Une jeunesse allemande de Jean-Gabriel Périot

 

Une plongée documentaire dans le parcours des fondateurs de la bande à Bader. Autrement connue sous le nom plus romantique de bande à Baader, La Fraction armée rouge a constitue à partir de 1968 l’œil du cyclone contestataire en Allemagne de l’Ouest Prenant sa source dans les mouvements étudiants concomitants à ceux des droits civiques aux Etats-Unis ou de Mai 68 en France, elle a d'abord usé de moyens artistiques, journalistiques (films militants, revue Konkret...) avant d’incarner l'une des forces d’action les plus redoutables des années de plomb, propageant au sein de la jeunesse germanique des velléités de guérilla urbaine et perpétrant vols, braquages et attaques de bâtiments publics.

Entièrement construit à partir d’archives, Une jeunesse allemande restaure le fil conducteur de ces années, de la douce ferveur universitaire à l’opiniâtreté morbide de l'action terroriste en compilant extraits d'actualités télévisées et de débats, films avant-gardistes tournés par ceux qui plus tard prendront les armes, bouts de vidéo glanés ici et là (avec notamment une séquence autofictionnelle mettant en scène Fassbinder et sa mère), autant de régimes de production d’images a priori hétérogènes, voire adversaires, que Jean-Gabriel Périot arrange pourtant en un continuum étonnamment fluide, une bande historique dont tous les blocs parviennent de façon saisissante à se coaliser en un seul corps grâce à une équation simple mêlant qualité des ressources, intelligence du sujet et travail titanesque au montage.

Car c'est bien du fait de ce travail de fourmi, de cette minutie de mosaïste que se dessinent les motifs généraux du film, contours d'images plus indicibles et hors du domaine du filmable, que l’assemblage du puzzle trace avec une remarquable netteté glissement de la logique politique à la logique militaire, commodité malsaine du terme terroriste , consentement à la coercition policière savamment soutiré à tout un pays, mise en scène médiatique de la traque d’une poignée de parasites désignés.

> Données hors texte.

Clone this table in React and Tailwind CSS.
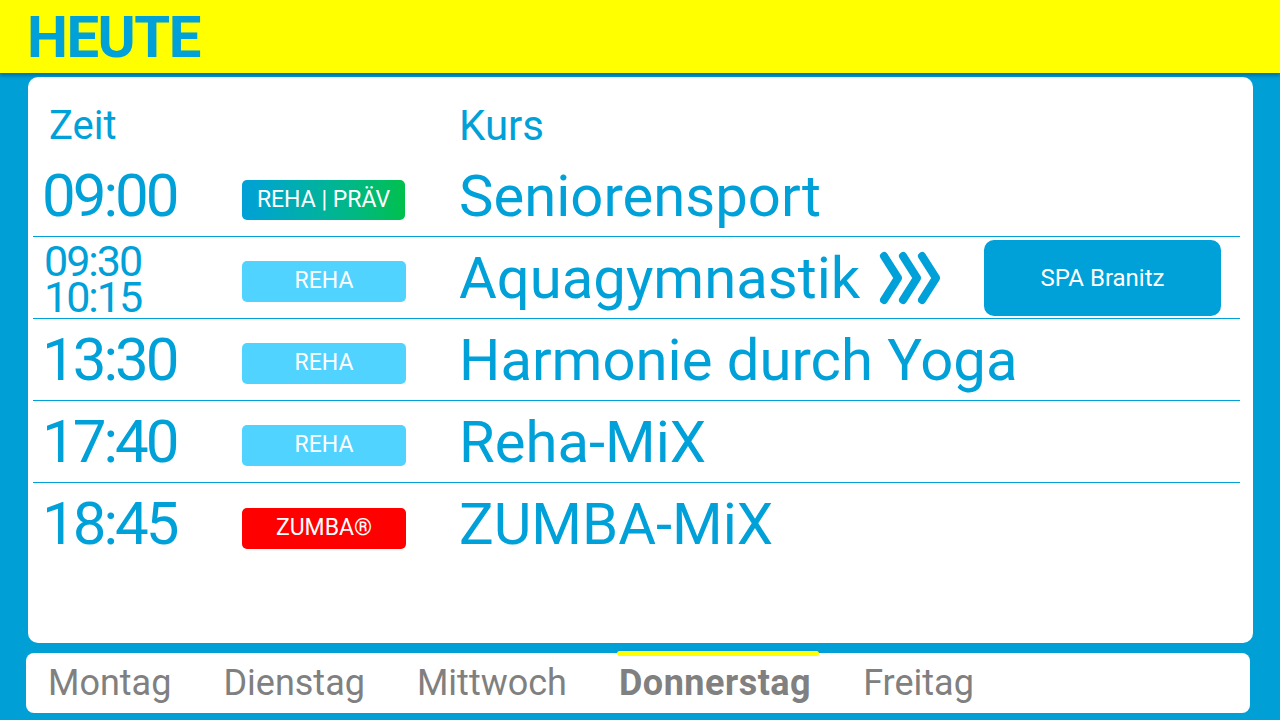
import React from "react";

const font = { fontFamily: "Roboto, 'Liberation Sans', sans-serif" };

function Chevrons() {
  return (
    <svg width="70" height="56" viewBox="0 0 70 56" className="ml-[18px] shrink-0">
      <g fill="none" stroke="#00a0d8" strokeWidth="8" strokeLinecap="round" strokeLinejoin="round">
        <path d="M6 6 L20 28 L6 50" />
        <path d="M25 6 L39 28 L25 50" />
        <path d="M44 6 L58 28 L44 50" />
      </g>
    </svg>
  );
}

function Badge({ kind }) {
  if (kind === "both")
    return (
      <div className="w-[163px] h-[40px] rounded-[5px] bg-gradient-to-r from-[#00a0d8] to-[#00c04b] text-white text-[23px] flex items-center justify-center">
        REHA | PRÄV
      </div>
    );
  if (kind === "zumba")
    return (
      <div className="w-[164px] h-[41px] rounded-[5px] bg-[#ff0000] text-white text-[23px] flex items-center justify-center">
        ZUMBA®
      </div>
    );
  return (
    <div className="w-[164px] h-[41px] rounded-[5px] bg-[#50d3ff] text-white text-[23px] flex items-center justify-center">
      REHA
    </div>
  );
}

const rows = [
  { time: ["09:00"], badge: "both", name: "Seniorensport" },
  { time: ["09:30", "10:15"], badge: "reha", name: "Aquagymnastik", spa: true },
  { time: ["13:30"], badge: "reha", name: "Harmonie durch Yoga" },
  { time: ["17:40"], badge: "reha", name: "Reha-MiX" },
  { time: ["18:45"], badge: "zumba", name: "ZUMBA-MiX", last: true },
];

const days = ["Montag", "Dienstag", "Mittwoch", "Donnerstag", "Freitag"];

export default function App() {
  return (
    <div className="w-[1280px] h-[720px] bg-[#009fd6] flex flex-col overflow-hidden text-[#00a0d8]" style={font}>
      <div className="h-[73px] bg-[#ffff00] pl-[27px] flex items-center shadow-[0_3px_3px_rgba(0,70,110,0.45)] relative z-10">
        <span className="text-[58px] font-bold leading-none tracking-[-1.5px]">HEUTE</span>
      </div>

      <div className="mt-[4px] ml-[28px] w-[1225px] h-[566px] bg-white rounded-[10px] pl-[5px] pr-[13px]">
        <div className="h-[79px] flex items-center pt-[18px]">
          <div className="w-[426px] pl-[16px] text-[40px]">Zeit</div>
          <div className="text-[42px]">Kurs</div>
        </div>
        {rows.map((r, i) => (
          <div
            key={i}
            className={`${i === 0 ? "h-[81px]" : "h-[82px]"} flex items-center ${r.last ? "" : "border-b border-[color:#00a0d8]"}`}
          >
            <div className="w-[209px] pl-[9px]">
              {r.time.length === 1 ? (
                <span className="text-[60px] leading-none tracking-[-3px]">{r.time[0]}</span>
              ) : (
                <div className="text-[43px] leading-[36px] tracking-[-2px] pl-[2px] pt-[3px]">
                  {r.time[0]}
                  <br />
                  {r.time[1]}
                </div>
              )}
            </div>
            <div className="w-[217px] mt-[8px]">
              <Badge kind={r.badge} />
            </div>
            <div className="flex-1 flex items-center">
              <span className="text-[58px] leading-none">{r.name}</span>
              {r.spa && (
                <>
                  <Chevrons />
                  <div className="ml-auto mr-[19px] w-[237px] h-[76px] rounded-[10px] bg-[#00a0d8] text-white text-[24px] flex items-center justify-center">
                    SPA Branitz
                  </div>
                </>
              )}
            </div>
          </div>
        ))}
      </div>

      <div className="mt-[10px] ml-[26px] w-[1224px] h-[60px] bg-white rounded-[8px] flex items-center pl-[22px] gap-[52px] relative">
        {days.map((d) => (
          <div key={d} className="relative">
            {d === "Donnerstag" && (
              <div className="absolute left-[-2px] right-[-8px] top-[-5px] h-[5px] rounded-full bg-[#ffff00]" />
            )}
            <span className={`text-[36px] text-[#808080] ${d === "Donnerstag" ? "font-bold tracking-[0.5px]" : ""}`}>{d}</span>
          </div>
        ))}
      </div>
    </div>
  );
}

Une jeunesse allemande est particulièrement beau par sa manière de pister la figure d’Ulrike Meinhof qui semble appartenir à tous les mondes dépeints par le film, révélée dans le calme dialectique des débats télévises, reparaissant à peine plus tard dans le chaos des guérillas. Son indéfectible moue écœurée dit bien à quel point l’engagement de ces jeunesses rouges tient de la nausée, du dégout de vivre à l’intérieur du système qu'on s'obstine à combattre, et l’issue tragique de la bande, malgré son caractère inacceptable, prend avec elle une connotation étrangement libératrice : enfin, quitter l’enfer.